-- Start Supplied information --

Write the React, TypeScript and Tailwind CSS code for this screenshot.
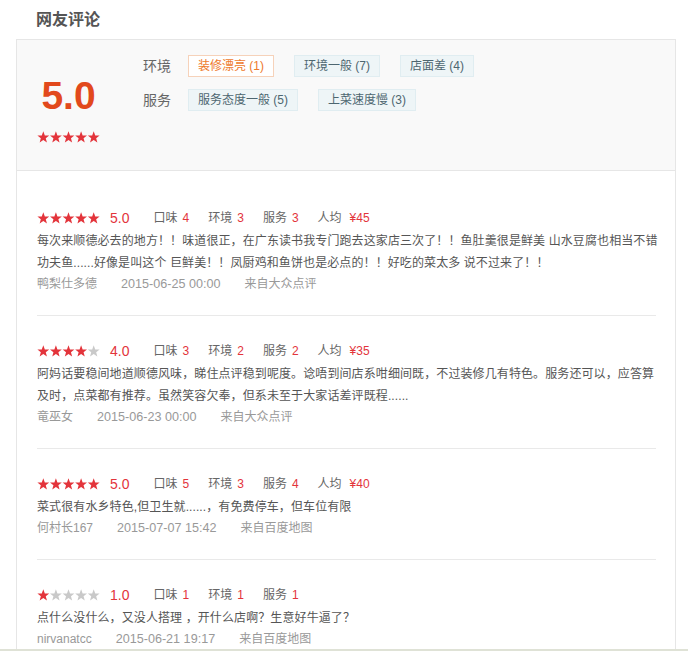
import React from "react";

type Review = {
  stars: number;
  score: string;
  taste: number;
  env: number;
  service: number;
  price?: string;
  lines: string[];
  user: string;
  date: string;
  source: string;
};

const REVIEWS: Review[] = [
  {
    stars: 5,
    score: "5.0",
    taste: 4,
    env: 3,
    service: 3,
    price: "¥45",
    lines: [
      "每次来顺德必去的地方！！味道很正，在广东读书我专门跑去这家店三次了！！鱼肚羹很是鲜美 山水豆腐也相当不错",
      "功夫鱼......好像是叫这个 巨鲜美！！凤厨鸡和鱼饼也是必点的！！好吃的菜太多 说不过来了！！",
    ],
    user: "鸭梨仕多德",
    date: "2015-06-25 00:00",
    source: "来自大众点评",
  },
  {
    stars: 4,
    score: "4.0",
    taste: 3,
    env: 2,
    service: 2,
    price: "¥35",
    lines: [
      "阿妈话要稳间地道顺德风味，睇住点评稳到呢度。谂唔到间店系咁细间既，不过装修几有特色。服务还可以，应答算",
      "及时，点菜都有推荐。虽然笑容欠奉，但系未至于大家话差评既程......",
    ],
    user: "竜巫女",
    date: "2015-06-23 00:00",
    source: "来自大众点评",
  },
  {
    stars: 5,
    score: "5.0",
    taste: 5,
    env: 3,
    service: 4,
    price: "¥40",
    lines: ["菜式很有水乡特色,但卫生就......，有免费停车，但车位有限"],
    user: "何村长167",
    date: "2015-07-07 15:42",
    source: "来自百度地图",
  },
  {
    stars: 1,
    score: "1.0",
    taste: 1,
    env: 1,
    service: 1,
    lines: ["点什么没什么，又没人搭理 ，开什么店啊？生意好牛逼了？"],
    user: "nirvanatcc",
    date: "2015-06-21 19:17",
    source: "来自百度地图",
  },
];

const STAR_POINTS =
  "6.3,0.3 7.83,4.4 12.2,4.58 8.77,7.3 9.94,11.52 6.3,9.1 2.66,11.52 3.83,7.3 0.4,4.58 4.77,4.4";

function Stars({ count }: { count: number }) {
  return (
    <svg width="63" height="12" viewBox="0 0 63 12" className="block">
      {[0, 1, 2, 3, 4].map((i) => (
        <polygon
          key={i}
          points={STAR_POINTS}
          transform={`translate(${i * 12.6} 0)`}
          fill={i < count ? "#e3343b" : "#c9c9c9"}
        />
      ))}
    </svg>
  );
}

const TAG_ROWS = [
  {
    label: "环境",
    tags: [
      { text: "装修漂亮 (1)", good: true },
      { text: "环境一般 (7)", good: false },
      { text: "店面差 (4)", good: false },
    ],
  },
  {
    label: "服务",
    tags: [
      { text: "服务态度一般 (5)", good: false },
      { text: "上菜速度慢 (3)", good: false },
    ],
  },
];

export default function App() {
  return (
    <div className="flex h-[651px] flex-col overflow-hidden bg-white font-['Liberation_Sans','Noto_Sans_CJK_SC',sans-serif] text-[#555]">
      <div className="flex-1 overflow-hidden">
        <h2 className="flex h-[39px] items-center pl-[36px] text-[16px] font-bold text-[#555]">
          网友评论
        </h2>

        <div className="ml-[16px] w-[660px] border border-[#e6e6e6]">
          {/* summary */}
          <div className="flex h-[131px] border-b border-[#e6e6e6] bg-[#f9f9f9] pl-[20px]">
            <div className="flex w-[63px] flex-col items-center pt-[36px]">
              <div className="text-[39px] font-bold leading-[40px] text-[#e2491c]">5.0</div>
              <div className="mt-[15px]">
                <Stars count={5} />
              </div>
            </div>
            <div className="ml-[43px] flex flex-col gap-[12px] pt-[15px]">
              {TAG_ROWS.map((row) => (
                <div key={row.label} className="flex items-center">
                  <span className="w-[45px] text-[14px] text-[#666]">{row.label}</span>
                  <div className="flex gap-[20px]">
                    {row.tags.map((t) => (
                      <span
                        key={t.text}
                        className={`flex h-[22px] items-center border px-[9px] text-[12px] ${
                          t.good
                            ? "border-[#f6d2ba] bg-white text-[#ee7a2c]"
                            : "border-[#e0edf1] bg-[#eef5f7] text-[#4d6670]"
                        }`}
                      >
                        {t.text}
                      </span>
                    ))}
                  </div>
                </div>
              ))}
            </div>
          </div>

          {/* reviews */}
          <div className="pl-[20px] pr-[19px]">
            {REVIEWS.map((r, i) => (
              <div
                key={r.user}
                className={`border-[#e9e9e9] pb-[21px] ${i === 0 ? "pt-[36px]" : "pt-[24px]"} ${
                  i < REVIEWS.length - 1 ? "border-b" : ""
                }`}
              >
                <div className="flex h-[22px] items-center text-[12px]">
                  <Stars count={r.stars} />
                  <span className="ml-[10px] text-[14px] text-[#e3343b]">{r.score}</span>
                  <div className="ml-[24px] flex gap-[19px] text-[#666]">
                    <span>
                      口味<span className="ml-[5px] text-[#e3343b]">{r.taste}</span>
                    </span>
                    <span>
                      环境<span className="ml-[5px] text-[#e3343b]">{r.env}</span>
                    </span>
                    <span>
                      服务<span className="ml-[5px] text-[#e3343b]">{r.service}</span>
                    </span>
                    {r.price && (
                      <span>
                        人均<span className="ml-[8px] text-[#e3343b]">{r.price}</span>
                      </span>
                    )}
                  </div>
                </div>
                <div className="mt-[1px] text-[12px] leading-[22px] tracking-[0.1px] text-[#555]">
                  {r.lines.map((l) => (
                    <div key={l} className="whitespace-pre">
                      {l}
                    </div>
                  ))}
                </div>
                <div className="flex gap-[24px] text-[12px] leading-[20px] text-[#999]">
                  <span>{r.user}</span>
                  <span className="text-[12.6px]">{r.date}</span>
                  <span>{r.source}</span>
                </div>
              </div>
            ))}
          </div>
        </div>
      </div>
      <div className="h-[2px] bg-[#dfe2d6]" />
    </div>
  );
}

-- End Supplied information --

Task statement: Starting at the top of the listing above, reproduce each line up to and including the one with "import React from"; omit the pictures.

Answer to the task:
Write the React, TypeScript and Tailwind CSS code for this screenshot.
import React from "react";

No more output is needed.